Range and domain of functions and composite functions

Question

I really getting stuck at finding range of function . For example suppose there is this function $ f: {R}^+ \to R $ where $ f(x) = |x-1| $ and $ g:[-1 , \infty) \to R $ where $g(x) =e^{x} $ . Then the domain and range of $fog(x) is $

I'm being taught to fit the $ x $ in some inequality and then recreate the $ fog(x) $ to get the range where the function lies. I know how to recreate the $ fog(x) $ but I get confused between the conditions for which $fog(x)$ exists and where to recreate the $fog(x)$ so that it yields an inequality giving the range of $fog(x)$.I'll be thankful if someone explains that to me.

Answer 1

$(f\circ g)(x)=f(g(x)).$

Let $D(h)$ be a domain of the function $h$.

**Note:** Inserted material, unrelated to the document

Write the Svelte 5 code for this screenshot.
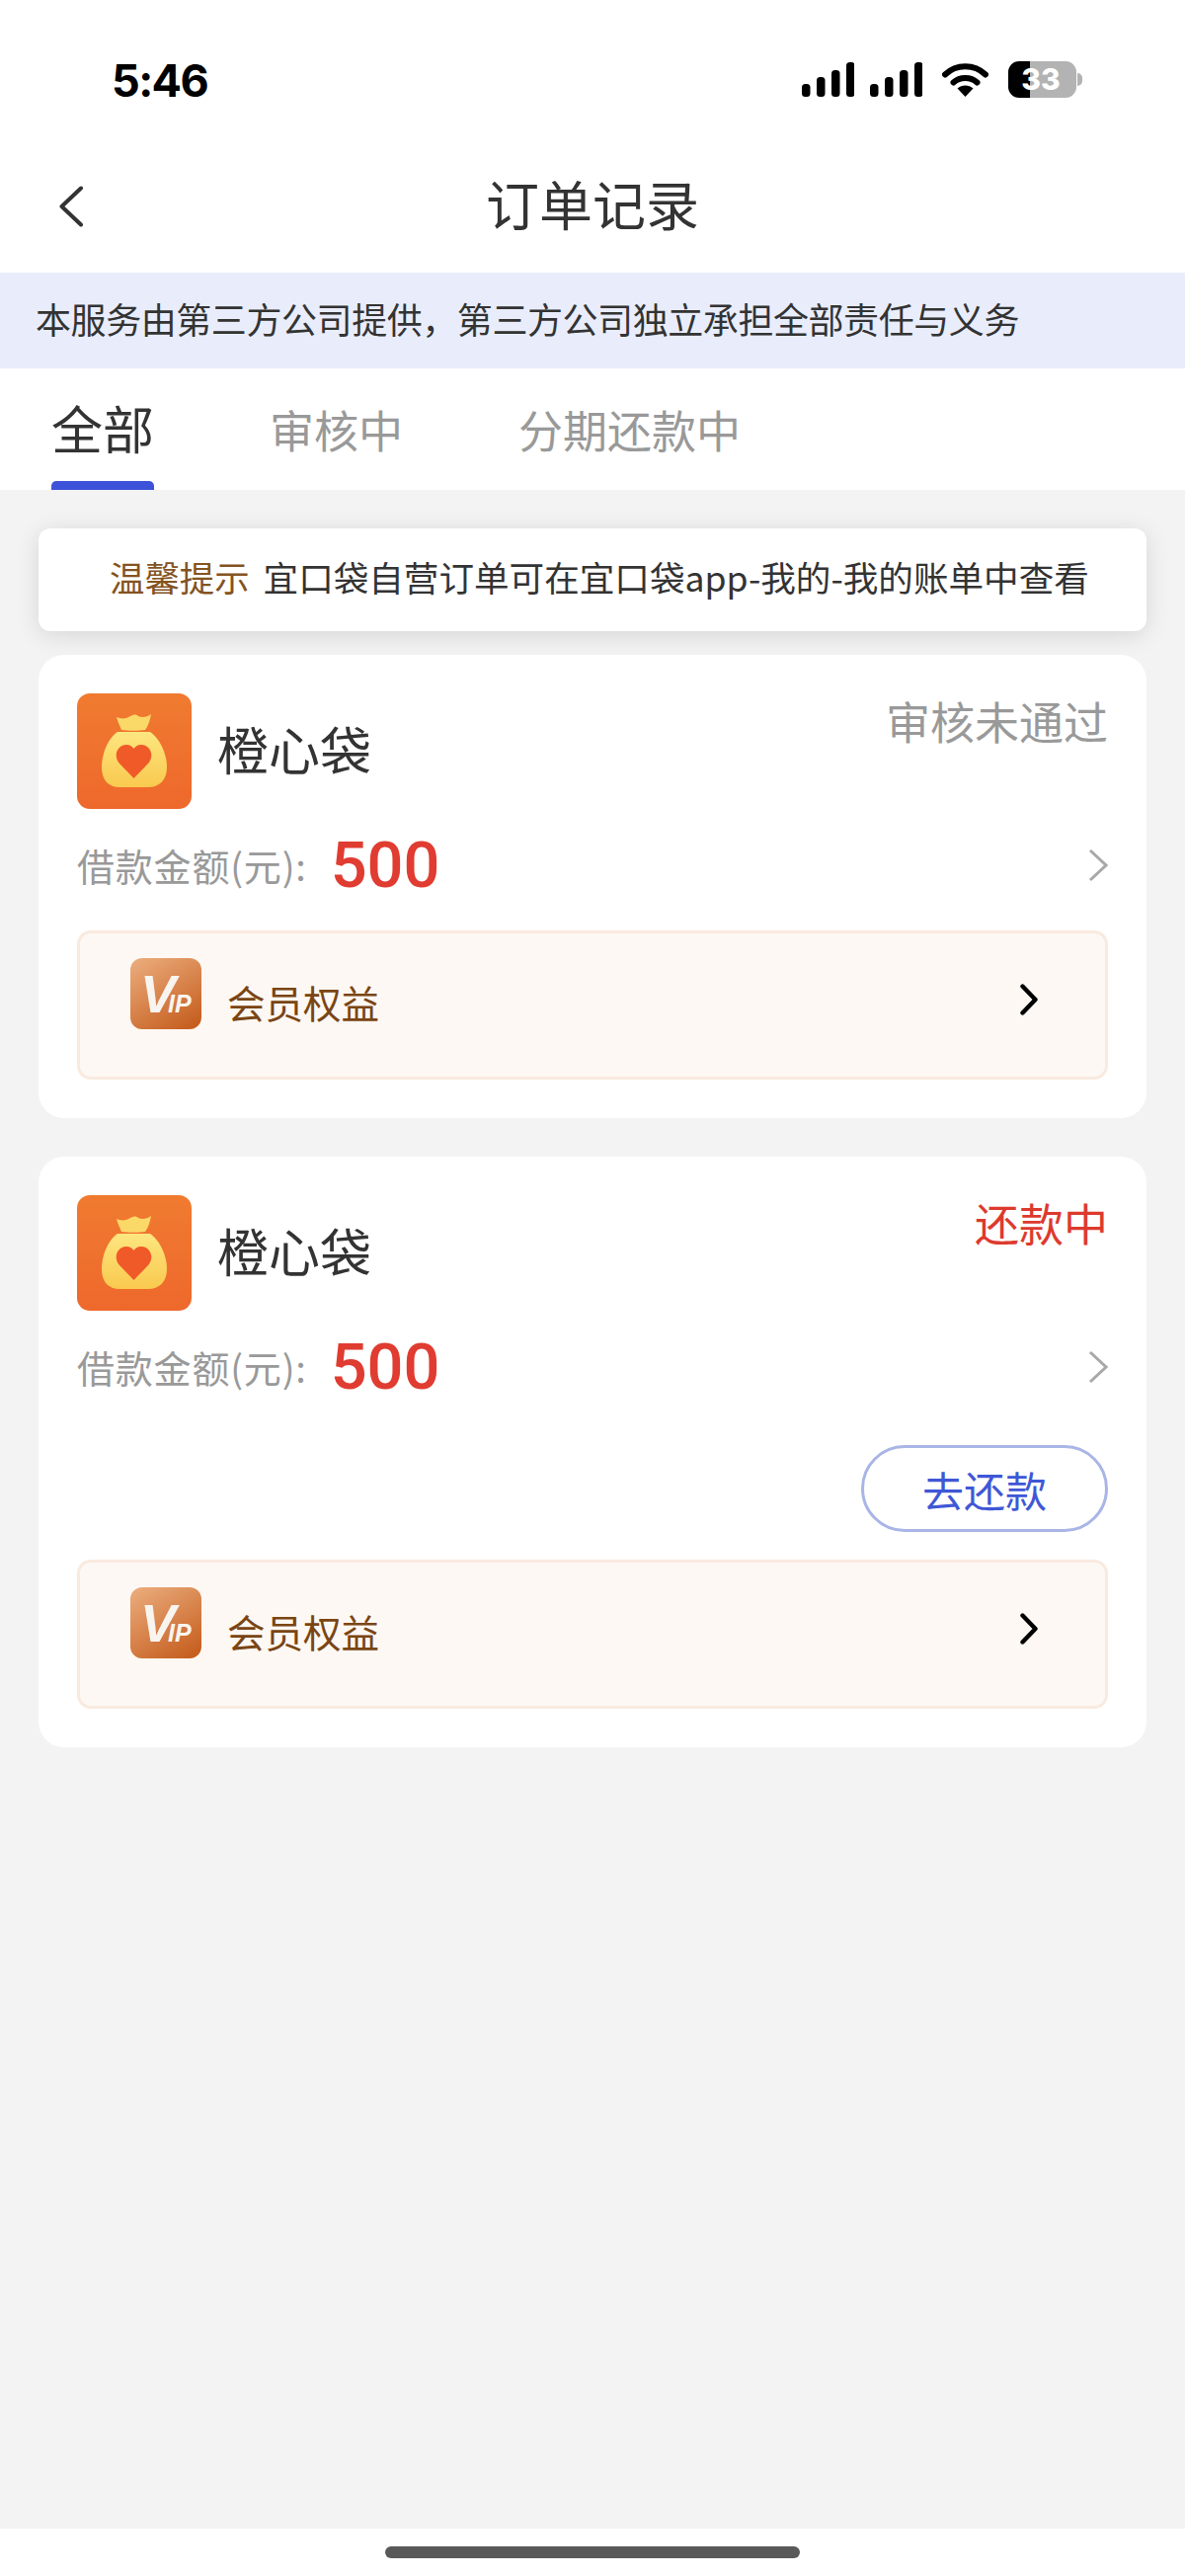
<script>
	const tabs = [
		{ label: '全部', active: true },
		{ label: '审核中', active: false },
		{ label: '分期还款中', active: false }
	];

	const orders = [
		{ id: 1, status: '审核未通过', statusClass: 'muted', canRepay: false },
		{ id: 2, status: '还款中', statusClass: 'danger', canRepay: true }
	];

	// signal bars, x and height in the icon's own box
	const bars = [
		{ x: 0, h: 13 },
		{ x: 15, h: 20 },
		{ x: 30, h: 27 },
		{ x: 45, h: 35 }
	];
</script>

<div class="page">
	<header>
		<div class="status-bar">
			<span class="time">5:46</span>
			<div class="indicators">
				{#each [0, 1] as n (n)}
					<svg class="signal" width="53" height="35" viewBox="0 0 53 35">
						{#each bars as bar}
							<rect x={bar.x} y={35 - bar.h} width="8.5" height={bar.h} rx="3.5" fill="#000"></rect>
						{/each}
					</svg>
				{/each}
				<svg class="wifi" width="47" height="35" viewBox="0 0 47 35">
					<path d="M3 12.5C14.5 1.5 32.5 1.5 44 12.5" fill="none" stroke="#000" stroke-width="6" stroke-linecap="round"></path>
					<path d="M11.5 20.5C18 14.5 29 14.5 35.5 20.5" fill="none" stroke="#000" stroke-width="6" stroke-linecap="round"></path>
					<path d="M15.5 26.5C20 22.5 27 22.5 31.5 26.5L23.5 35Z" fill="#000"></path>
				</svg>
				<div class="battery">
					<span>33</span>
				</div>
				<div class="battery-nub"></div>
			</div>
		</div>

		<nav>
			<svg class="back" width="26" height="42" viewBox="0 0 26 42">
				<path d="M23 2.5L3.5 21L23 39.5" fill="none" stroke="#333" stroke-width="4" stroke-linecap="round" stroke-linejoin="round"></path>
			</svg>
			<h1>订单记录</h1>
		</nav>
	</header>

	<div class="notice">本服务由第三方公司提供，第三方公司独立承担全部责任与义务</div>

	<div class="tabs">
		{#each tabs as tab}
			<div class="tab" class:active={tab.active}>{tab.label}</div>
		{/each}
	</div>

	<main>
		<div class="tip">
			<span class="tip-label">温馨提示</span>
			<span class="tip-text">宜口袋自营订单可在宜口袋app-我的-我的账单中查看</span>
		</div>

		{#each orders as order (order.id)}
			<section class="card">
				<div class="card-head">
					<svg class="logo" width="116" height="117" viewBox="0 0 116 117">
						<defs>
							<linearGradient id="logo-bg-{order.id}" x1="0" y1="0" x2="0" y2="1">
								<stop offset="0" stop-color="#f07b30"></stop>
								<stop offset="1" stop-color="#ee682c"></stop>
							</linearGradient>
							<linearGradient id="bag-{order.id}" x1="0" y1="0" x2="0" y2="1">
								<stop offset="0" stop-color="#fde680"></stop>
								<stop offset="1" stop-color="#f9c94e"></stop>
							</linearGradient>
						</defs>
						<rect width="116" height="117" rx="13" fill="url(#logo-bg-{order.id})"></rect>
						<path d="M40 24C44 26 50 26 54 23C57 21 60 21 62 23C66 25 71 24 75 21C74 27 72 33 69 37C62 38 52 38 45 37C43 32 41 28 40 24Z" fill="#fbd968"></path>
						<path d="M41 39H74C83 45 91 60 91 75C91 88 83 95 72 95H43C32 95 25 88 25 75C25 60 32 45 41 39Z" fill="url(#bag-{order.id})"></path>
						<path d="M57.5 86L43 71C36 63 41 52 50 52C54 52 56 54 57.5 56C59 54 61 52 65 52C74 52 79 63 72 71Z" fill="#f05a28"></path>
					</svg>
					<span class="name">橙心袋</span>
					<span class="status {order.statusClass}">{order.status}</span>
				</div>

				<div class="amount-row">
					<span class="amount-label">借款金额(元):</span>
					<span class="amount">500</span>
					<svg class="arrow" width="20" height="34" viewBox="0 0 20 34">
						<path d="M2 2L18 17L2 32" fill="none" stroke="#a8a8a8" stroke-width="3"></path>
					</svg>
				</div>

				{#if order.canRepay}
					<div class="actions">
						<button>去还款</button>
					</div>
				{/if}

				<div class="vip" class:tight={order.canRepay}>
					<svg class="vip-icon" width="72" height="72" viewBox="0 0 72 72">
						<defs>
							<linearGradient id="vip-bg-{order.id}" x1="0.2" y1="0" x2="0.8" y2="1">
								<stop offset="0" stop-color="#e9a877"></stop>
								<stop offset="1" stop-color="#c65f20"></stop>
							</linearGradient>
						</defs>
						<rect width="72" height="72" rx="12" fill="url(#vip-bg-{order.id})"></rect>
						<text class="vip-mark" x="10" y="55"><tspan class="vip-v">V</tspan><tspan class="vip-ip">IP</tspan></text>
					</svg>
					<span class="vip-label">会员权益</span>
					<svg class="vip-arrow" width="18" height="32" viewBox="0 0 18 32">
						<path d="M2.5 2.5L15.5 16L2.5 29.5" fill="none" stroke="#000" stroke-width="4.4" stroke-linecap="round" stroke-linejoin="round"></path>
					</svg>
				</div>
			</section>
		{/each}
	</main>

	<footer>
		<div class="home-bar"></div>
	</footer>
</div>

<style>
	:global(body) {
		margin: 0;
		background: #fff;
	}

	.page {
		display: flex;
		flex-direction: column;
		min-height: 2608px;
		font-family: "Noto Sans CJK SC", "Noto Sans", sans-serif;
		color: #333;
	}

	.status-bar {
		display: flex;
		justify-content: space-between;
		align-items: flex-start;
		height: 142px;
		box-sizing: border-box;
		padding: 62px 104px 0 113px;
	}

	.time {
		font-family: Inter, sans-serif;
		font-weight: 700;
		font-size: 45px;
		letter-spacing: -1.6px;
		line-height: 40px;
		color: #000;
	}

	.indicators {
		display: flex;
		align-items: flex-start;
	}

	.signal {
		margin: 1px 16px 0 0;
	}

	.signal:nth-child(2) {
		margin-right: 20px;
	}

	.wifi {
		margin: 1px 20px 0 0;
	}

	.battery {
		width: 69px;
		height: 37px;
		padding-right: 3px;
		box-sizing: border-box;
		border-radius: 11px;
		background: linear-gradient(to right, #000 22px, #b3b3b3 22px);
		display: flex;
		align-items: center;
		justify-content: center;
	}

	.battery span {
		font-family: Inter, sans-serif;
		font-weight: 800;
		font-size: 30px;
		line-height: 37px;
		color: #fff;
	}

	.battery-nub {
		width: 5px;
		height: 13px;
		margin: 12px 0 0 1px;
		border-radius: 0 5px 5px 0;
		background: #b3b3b3;
	}

	nav {
		position: relative;
		display: flex;
		justify-content: center;
		align-items: center;
		height: 134px;
	}

	.back {
		position: absolute;
		left: 59px;
		top: 46px;
	}

	h1 {
		margin: 0 0 6px;
		font-size: 54px;
		font-weight: 400;
		line-height: 60px;
		color: #333;
	}

	.notice {
		height: 97px;
		padding-left: 36px;
		background: #e9edfb;
		font-size: 36px;
		letter-spacing: -0.43px;
		line-height: 93px;
		color: #333;
	}

	.tabs {
		display: flex;
		align-items: center;
		gap: 117px;
		height: 123px;
		padding-left: 52px;
	}

	.tab {
		position: relative;
		height: 123px;
		font-size: 45px;
		line-height: 124px;
		color: #999;
	}

	.tab.active {
		font-size: 52px;
		line-height: 120px;
		color: #333;
	}

	.tab.active::after {
		content: '';
		position: absolute;
		left: 0;
		right: 0;
		bottom: 0;
		height: 9px;
		border-radius: 5px 5px 0 0;
		background: #3b52d9;
	}

	main {
		flex: 1;
		display: flex;
		flex-direction: column;
		padding: 39px 39px 0;
		background: #f3f3f3;
	}

	.tip {
		display: flex;
		align-items: center;
		height: 104px;
		padding: 0 0 7px 72px;
		box-sizing: border-box;
		margin-bottom: 24px;
		border-radius: 12px;
		background: #fff;
		box-shadow: 0 4px 24px rgba(0, 0, 0, 0.12);
		white-space: nowrap;
	}

	.tip-label {
		color: #84531f;
		font-size: 35.4px;
		margin-right: 14px;
	}

	.tip-text {
		color: #333;
		font-size: 35.6px;
	}

	.card {
		box-sizing: border-box;
		padding: 39px;
		margin-bottom: 39px;
		border-radius: 26px;
		background: #fff;
	}

	.card-head {
		display: flex;
		align-items: center;
		height: 117px;
	}

	.logo {
		flex: none;
	}

	.name {
		margin: 0 0 5px 26px;
		font-size: 52px;
		line-height: 60px;
		color: #333;
	}

	.status {
		align-self: flex-start;
		margin: 3px 0 0 auto;
		font-size: 45px;
		line-height: 50px;
	}

	.status.muted {
		color: #999;
	}

	.status.danger {
		color: #dd3a2e;
	}

	.amount-row {
		display: flex;
		align-items: center;
		height: 46px;
		margin-top: 34px;
	}

	.amount-label {
		font-size: 38px;
		letter-spacing: 0.8px;
		line-height: 46px;
		color: #999;
	}

	.amount {
		margin-left: 24px;
		font-family: Roboto, sans-serif;
		font-weight: 500;
		font-size: 65px;
		line-height: 46px;
		color: #e03c31;
	}

	.arrow {
		margin-left: auto;
	}

	.actions {
		display: flex;
		justify-content: flex-end;
		margin-top: 56px;
	}

	button {
		width: 250px;
		height: 88px;
		padding: 0;
		border: 3px solid #a9b5e6;
		border-radius: 44px;
		background: #fff;
		font-family: inherit;
		font-size: 42px;
		color: #3f57d6;
	}

	.vip {
		display: flex;
		align-items: flex-start;
		box-sizing: border-box;
		height: 151px;
		margin-top: 43px;
		padding: 25px 68px 0 51px;
		border: 3px solid #f9eadf;
		border-radius: 14px;
		background: #fdf8f3;
	}

	.vip.tight {
		margin-top: 28px;
	}

	.vip-icon {
		flex: none;
	}

	.vip-mark {
		font-family: "Liberation Sans", sans-serif;
		font-weight: 700;
		font-style: italic;
		fill: #f8f4ef;
	}

	.vip-v {
		font-size: 54px;
		letter-spacing: -8px;
	}

	.vip-ip {
		font-size: 25px;
	}

	.vip-label {
		margin: 21px 0 0 26px;
		font-size: 38.5px;
		line-height: 46px;
		color: #7a4513;
	}

	.vip-arrow {
		margin: 26px 0 0 auto;
	}

	footer {
		display: flex;
		justify-content: center;
		height: 48px;
		background: #fff;
	}

	.home-bar {
		width: 420px;
		height: 12px;
		margin-top: 18px;
		border-radius: 6px;
		background: #595959;
	}
</style>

Thus, $$D(f\circ g)=D(g)\cap\{x|g(x)\in D(f)\}=[-1,+\infty)\cap\mathbb R=[-1,+\infty).$$

The range of $f\circ g$ it's $[0,+\infty)$ because $f\circ g$ is a continuous function, $(f\circ g)(x)\geq0,$

$(f\circ g)(0)=0$ and $\lim\limits_{x\rightarrow+\infty}(f\circ g)(x)=+\infty.$

Answer 2

Given the domain $D_1$ of $f$ and $D_2$ of $g$, to find the domain $D$ of $f\circ g$ we can solve these relations: \begin{cases} x\in D_2,\\g(x)\in D_1. \end{cases} In this problem, these relastions become \begin{cases} x\geq -1,\\e^x>0 \end{cases} implying that the domain of $f\circ g$ is $[-1,\infty)$.

To find the range of $f\circ g$, we note that $y\in Range(f\circ g)\iff y=f(g(x))\text{ for some }x\in D\iff y\in Range(f|_{Range(g|_D)})$. So $$Range(f\circ g)=Range(f|_{Range(g|_D)}).$$ In this problem, $Range(g|_D)=[e^{-1},\infty)$ and $Range(f|_{[e^{-1},\infty)})=[0,+\infty)$ so $Range(f\circ g)=[0,+\infty)$.